Abstract: This study is based on sources from the Archives of Yugoslavia (Cabinet of the President of the Republic fund), Pristina and Belgrade newspapers that reported on Tito's visit to Kosovo in 1975, party documents, and relevant scholarly literature. The event is important for understanding the socio-economic and political conditions in Kosovo after the country's constitutional recomposition in 1974. There is a noticeable contrast between the real problems in Kosovo, primarily those of an interethnic and economic nature, and their public treatment by Tito during his visit.

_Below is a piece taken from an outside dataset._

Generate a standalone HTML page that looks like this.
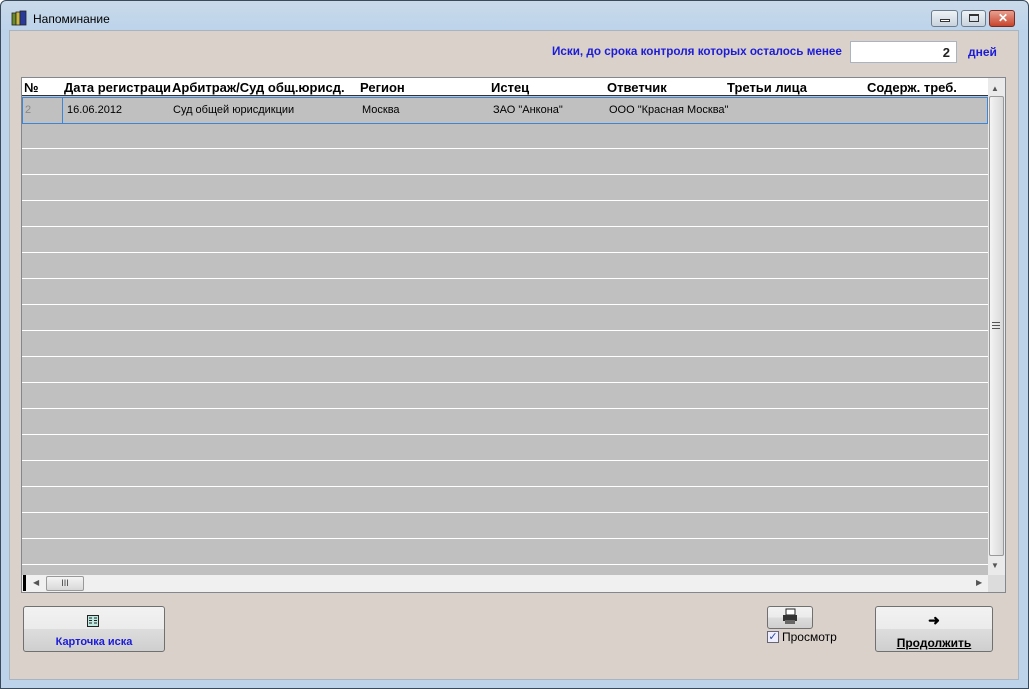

Keywords: Tito, Yugoslavia, Serbia, Kosovo, socialism, Serbs, Albanians
Summary: The visit of the aging president of the SFRY and League of Communists of Yugoslavia Tito to Kosovo in 1975 took place in the aftermath of the country’s constitutional reorganization, culminating in the constitutional provisions of 1974, by which the republics and provinces became largely independent in carrying out their own policies. The joint state was reduced to a loose confederation, and Serbia, although not formally, reduced to a narrower part without provinces. At the same time, the country was in a serious economic crisis. Political and economic problems were more pronounced in Kosovo considering the heritage, multi-ethnic composition of the population and low level of general development. Tito, his wife Jovanka and a group of high-ranking officials from Belgrade visited Kosovo on April 3 and 4. He stayed longer, among other places, in Đeneral Janković, Brezovica, Lipljan and Pristina, where he was awarded an honorary doctorate by the local university Setting aside the ceremonious welcome, the available materials reveal economic problems in Kosovo with certain political implications. The idealized portrayal of interethnic relations presented to Tito during his visit to Kosovo, one with which he fully concurred, does not align with the available historical sources and historiographical research known to us, which observe the post-Brion period, first of all, through the prism of the expansion of Albanian nationalism and separatism. When the subsequent socio-economic and political development of Kosovo is taken into account, it can be concluded that the visit did not affect the improvement of local conditions, but gave an incentive to maintain the existing situation and thus helped Albanian nationalists and separatists.